Mr. Ray found “the evidence was insufficient to prove to a jury beyond a reasonable doubt that either President or Mrs. Clinton knowingly participated in any criminal conduct” involving Whitewater or Madison Guaranty Savings & Loan or alleged related cover-ups. Would that the only damage done by that inconclusive conclusion was to disgruntled investors in a failed Arkansas real-estate deal.
The land deal was a minor issue during the 1992 presidential campaign. It grew to middling-issue status during Mr. Clinton’s first year in office and quickly erupted into a mountain of loosely related scandals – including, but not limited to, the White House travel office, missing FBI files and, of course, Monica Lewinsky – that consumed a two-term presidency, opened a partisan rift in Congress that likely will persist for years, gave birth to an entire industry devoted to conspiracy theories and, worst of all, created in the public a deep and unhealthy disgust of government.
For this, there is plenty of blame to go around, but pin most of it on the president.
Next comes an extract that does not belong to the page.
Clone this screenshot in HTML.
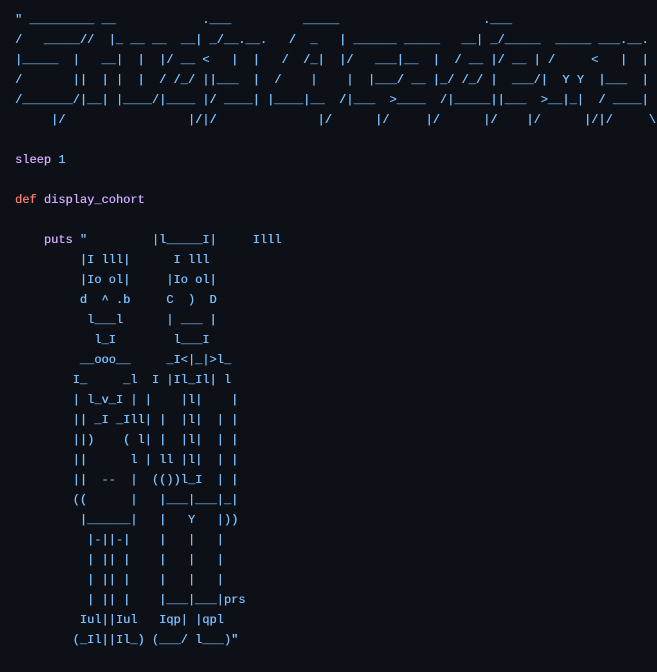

His agonizing obfuscations, hair-splitting, denials and outright lies gave this scandal a longevity it hardly deserved. Pin the next biggest handful on the president’s opponents in Congress for using the scandal as an impediment to the cooperation and compromise legislating requires. This is a “do-nothing” Congress not because of laziness, but out of spite. The squandered opportunities Gov. Bush refers to in his assessment of the administration he hopes to succeed is an accurate assessment that, in fairness, should be expanded to include two of the three branches of government. The scandal exposed a serious flaw in the independent counsel law, that there was no statutory limit on how far an investigation could expand beyond its original purpose. Under Mr. Ray’s predecessor, Kenneth Starr, that flaw was exploited to allow the counsel’s office to become a dumping ground for all manner of baseless accusations. Worse, the leaked rumors, speculations and gossip that poured from Mr. Starr’s office seriously damaged the integrity of the investigation.
And, worst of all, proved fatal to the office itself. Congress, rather than finding the courage to revise the independent counsel law, allowed it to lapse. The Whitewater investigation may have pried out of the White House more ugly details than the public really wanted to know, but an excess of bad news is preferable to no news at all, which is what the public is likely to get in the future as administrations are allowed to police themselves. Like the evidence against the Clintons, this is insufficient.